DING Qiao (b. 1986, Yantai, Shandong) completed her MFA in 2017 at the Central Academy of Fine Arts in Beijing specializing in theory, methods and aesthetics of Song Imperial Court painting in which mineral pigments such as azurite, malachite, lapis lazuli, lead, cobalt and cinnabar are mixed with animal glue and applied with a fine brush on paper and silk. The aesthetics of painting in China is synesthetic in that poetry, sound and music where integral to the expressed imagery of the artist and the imagined experience of the viewer. Ding Qiao’s response to this impulse is to put Imperial Court painting style and subject matter in resonance with the soundscapes of synesthetic musical composers such as Erik Satie and Maurice Ravel.

 

FEATURED WORKS

 

In the series Ja.Ah.Kyung (a scripture reflecting myself)_ Ja.Ah.Kyung (a mirror reflecting), 2016-2019, Jeong Gwang Hee starts with creating a vertical surface for his ink painting made from the folded pages of antiquarian Confucian, Daoist and Buddhist books. Before mounting and folding the book pages, Jeong writes in Hangul calligraphy his thoughts and impressions from that day adding on top of the canonical scripture a personal journal entry. When folded and seen on edge, his writing becomes illegible, yet when stacked to form a vertical surface, the shape of a rectangular mirror emerges.
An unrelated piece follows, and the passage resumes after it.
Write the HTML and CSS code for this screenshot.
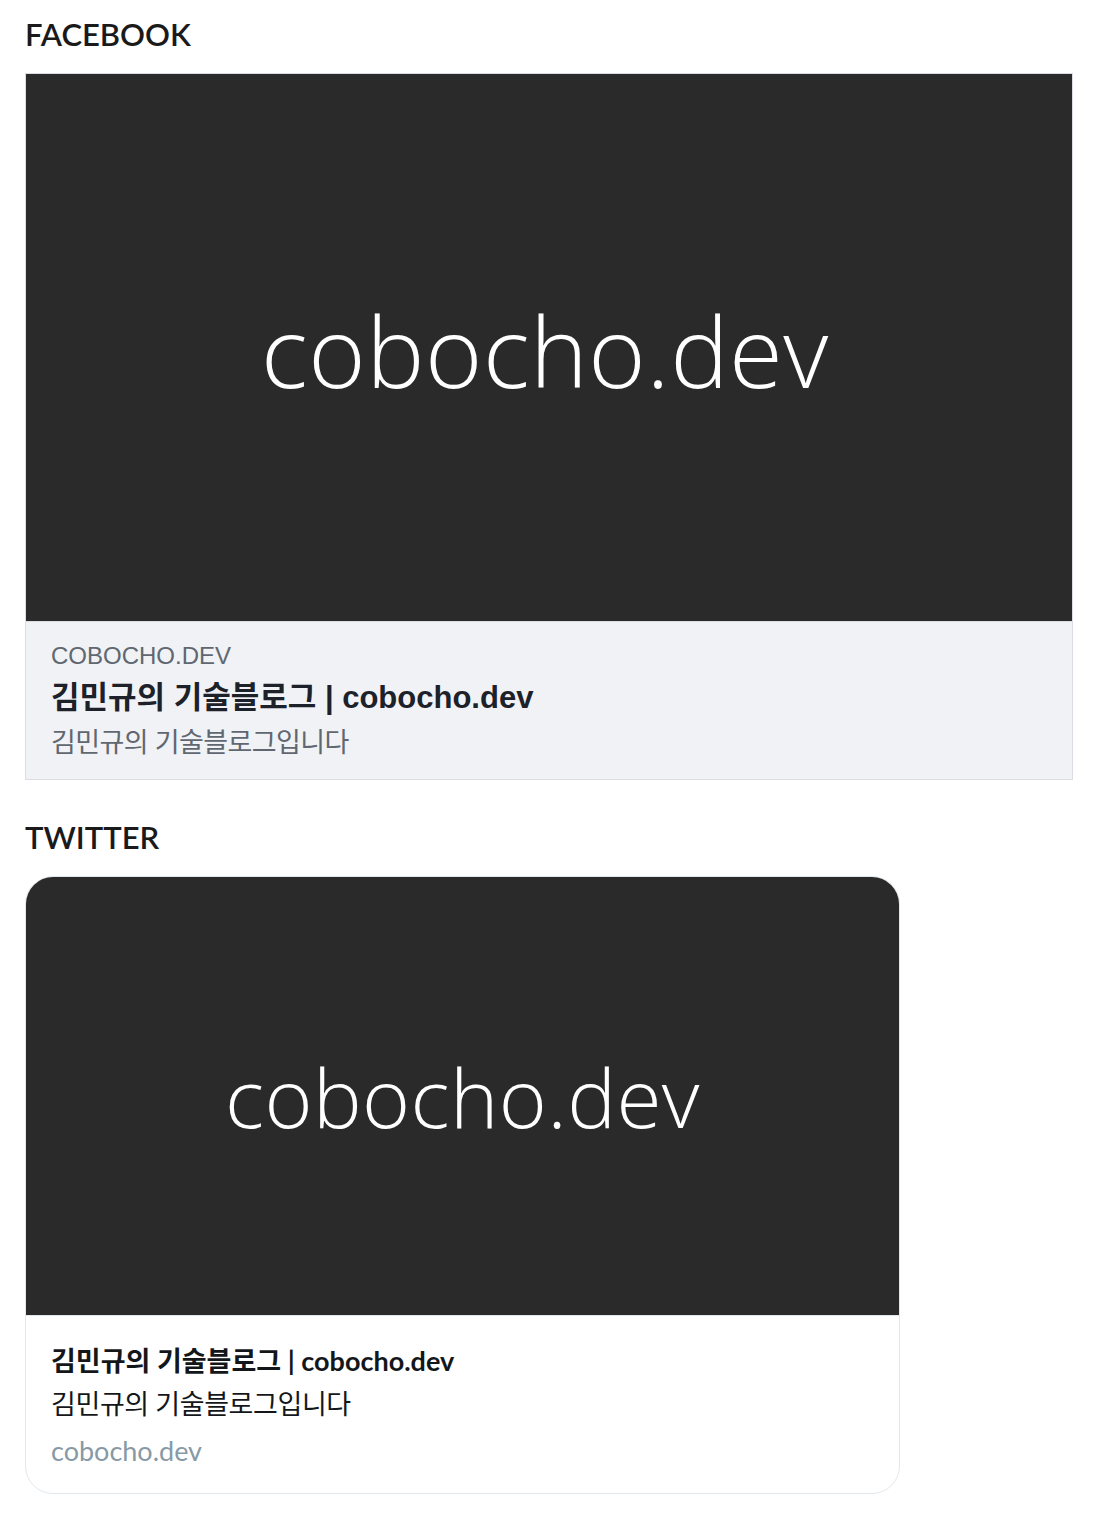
FILE: index.html
```html
<!DOCTYPE html>
<html lang="ko">
<head>
<meta charset="utf-8">
<title>OG Preview</title>
<link rel="stylesheet" href="styles.css">
</head>
<body>
<main class="page">
  <section class="preview">
    <h2 class="label">FACEBOOK</h2>
    <div class="fb-card">
      <div class="og-image fb-image"><span class="og-text fb-og-text">cobocho.dev</span></div>
      <div class="fb-body">
        <div class="fb-domain">COBOCHO.DEV</div>
        <div class="fb-title">김민규의 기술블로그 | cobocho.dev</div>
        <div class="fb-desc">김민규의 기술블로그입니다</div>
      </div>
    </div>
  </section>
  <section class="preview">
    <h2 class="label">TWITTER</h2>
    <div class="tw-card">
      <div class="og-image tw-image"><span class="og-text tw-og-text">cobocho.dev</span></div>
      <div class="tw-body">
        <div class="tw-title">김민규의 기술블로그 | cobocho.dev</div>
        <div class="tw-desc">김민규의 기술블로그입니다</div>
        <div class="tw-domain">cobocho.dev</div>
      </div>
    </div>
  </section>
</main>
</body>
</html>
```

FILE: styles.css
```css
html, body {
  margin: 0;
  padding: 0;
  background: #ffffff;
}

.page {
  padding: 14px 25px 0 25px;
  display: flex;
  flex-direction: column;
  gap: 37px;
  font-family: "Lato", "Noto Sans CJK KR", sans-serif;
}

.preview {
  display: flex;
  flex-direction: column;
}

.label {
  margin: 0 0 19px 0;
  font-family: "Lato", sans-serif;
  font-weight: 600;
  font-size: 31px;
  line-height: 40px;
  color: #1a1a1a;
  letter-spacing: 0;
}

.og-image {
  background: #2a2a2a;
  display: flex;
  align-items: center;
  justify-content: center;
  overflow: hidden;
}

.og-text {
  font-family: "Open Sans", sans-serif;
  font-weight: 300;
  color: #ffffff;
  white-space: nowrap;
}

/* Facebook */
.fb-card {
  width: 1046px;
  border: 1px solid #dadde1;
}

.fb-image {
  height: 547px;
  border-bottom: 1px solid #dadde1;
}

.fb-og-text {
  font-size: 98px;
  line-height: 1;
  letter-spacing: 0.5px;
  margin-left: -8px;
  margin-top: 4px;
}

.fb-body {
  background: #f0f2f5;
  padding: 19px 24px 14px 25px;
  display: flex;
  flex-direction: column;
  font-family: "Liberation Sans", "Noto Sans CJK KR", sans-serif;
}

.fb-domain {
  font-size: 24px;
  line-height: 30px;
  color: #606770;
}

.fb-title {
  font-size: 31px;
  line-height: 46px;
  font-weight: 700;
  color: #1d2129;
  margin-top: 4px;
}

.fb-desc {
  font-size: 27px;
  line-height: 44px;
  letter-spacing: -0.6px;
  color: #606770;
}

/* Twitter */
.tw-card {
  width: 873px;
  border: 1px solid #e1e8ed;
  border-radius: 28px;
  overflow: hidden;
}

.tw-image {
  height: 438px;
  border-bottom: 1px solid #e1e8ed;
}

.tw-og-text {
  font-size: 82px;
  line-height: 1;
  letter-spacing: 0.4px;
  margin-top: 0;
}

.tw-body {
  padding: 26px 25px 21px 25px;
  display: flex;
  flex-direction: column;
  gap: 4px;
  font-family: "Lato", "Noto Sans CJK KR", sans-serif;
}

.tw-title {
  font-size: 27px;
  line-height: 38px;
  font-weight: 700;
  color: #14171a;
}

.tw-desc {
  font-size: 27px;
  line-height: 40px;
  letter-spacing: -0.4px;
  color: #14171a;
}

.tw-domain {
  font-size: 27px;
  line-height: 42px;
  margin-top: 2px;
  color: #8899a6;
}
```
To Jeong, the series is a wordless book, “A scripture reflecting myself: a sutra without words …

 

Bingyi’s most recent series, Taihang Rhapsody, Bingyi’s features landscape paintings created during and following her 2020-2021 research trip to the Taihang Mountains in Northern China’s Eastern Yellow-River Loess. The Taihang Mountains were home to three ink painters of the Song Dynasty (960 – 1279) who defined China’s monumental landscape painting tradition: Fan Kuan (c.960 – c.1030), Guo Xi (c.1020 – c.1090), and Li Tang (c.1050 – 1130). From this history, Bingyi reconstructs an alternative landscape tradition that speaks not just to classical art connoisseurs in China and East Asia but to the global audiences of contemporary art today. Monumental works from the Taihang Rhapsody Series are featured in the installation The Eyes of Chaos exhibited concurrently at the Philadelphia Museum of Art show Oneness: Nature and Connectivity in Chinese Art and the forthcoming solo exhibition at the Los Angeles County Museum of Art, Landscape as Artist in the Paintings of Bingyi.